The core company generated EUR 957.6m in revenues, up 3% year-on-year, while its net profit was also down to EUR 150m.
The group's profit was affected by negative exchange rate differences, Krka's management told the press a day after the results were discussed by the supervisory board.
The group's 2011 operating profit is expected to be 2% to 3% higher than in 2010, while the parent company' operating profit was lower than the year before. Krka's operating profit stood at EUR 183m, while profit before tax was at EUR 180m.
The group generated 91% of its revenues abroad. Sales increased in western Europe and overseas markets as well as in East and Southeast Europe, while the figures went down in Central Europe and in Slovenia.
In 2011, Krka generated EUR 101.8m of its sales in Slovenia, with prescription drugs accounting for most of the sales. Its market share amounted to 12%.
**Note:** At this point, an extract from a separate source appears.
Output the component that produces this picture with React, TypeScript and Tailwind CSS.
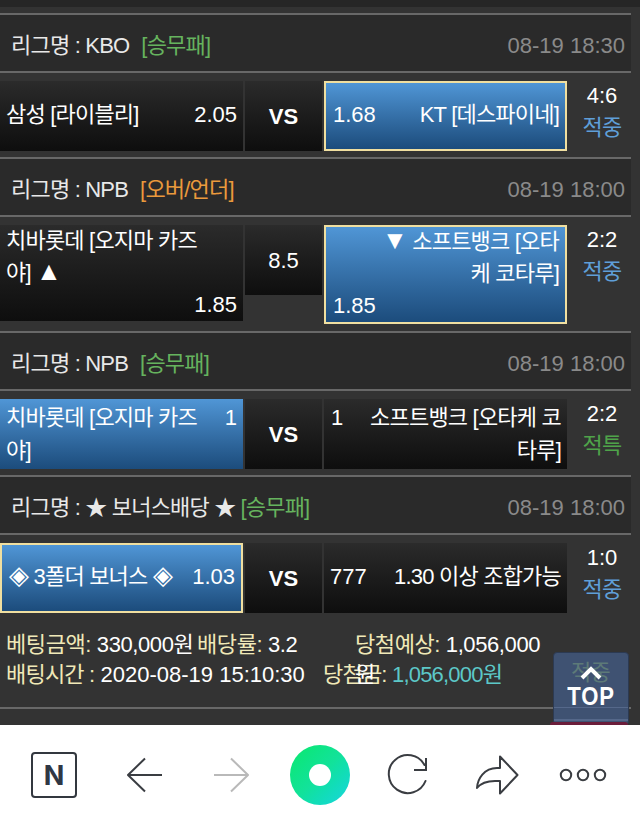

Krka increased the number of workers in 2011 by 5% and is planning the same increase in 2012, Krka CEO Jože Colarič told the press in Novo mesto.
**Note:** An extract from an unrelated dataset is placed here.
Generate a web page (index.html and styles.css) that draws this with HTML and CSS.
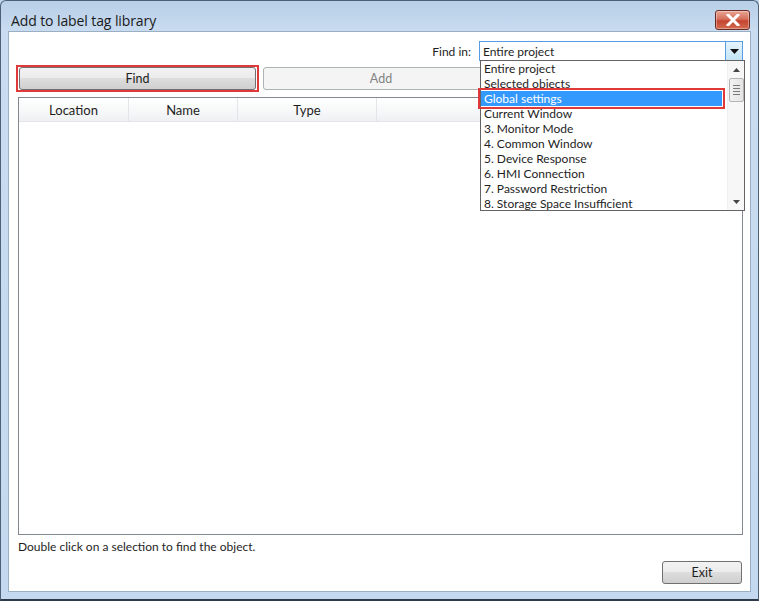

Krka moreover intends to increase revenues by 6% in 2012. It is to build a EUR 200m facility in Novo mesto, which will be able to produce 4.5 billion tablets and capsules annually.
Colarič said however that the management was aware that further investments will also be needed. Krka will decide whether to start building infrastructure for a facility in Krško, and will continue constructing a plant in Russia.
Krka will continue buying its own stock, last year it acquired 5.7% of its own shares, and is planning to be listed on the Warsaw Stock Exchange by the end of June. The move can however be postponed or called off if the situation on the international capital markets is unfavourable, Colarič added.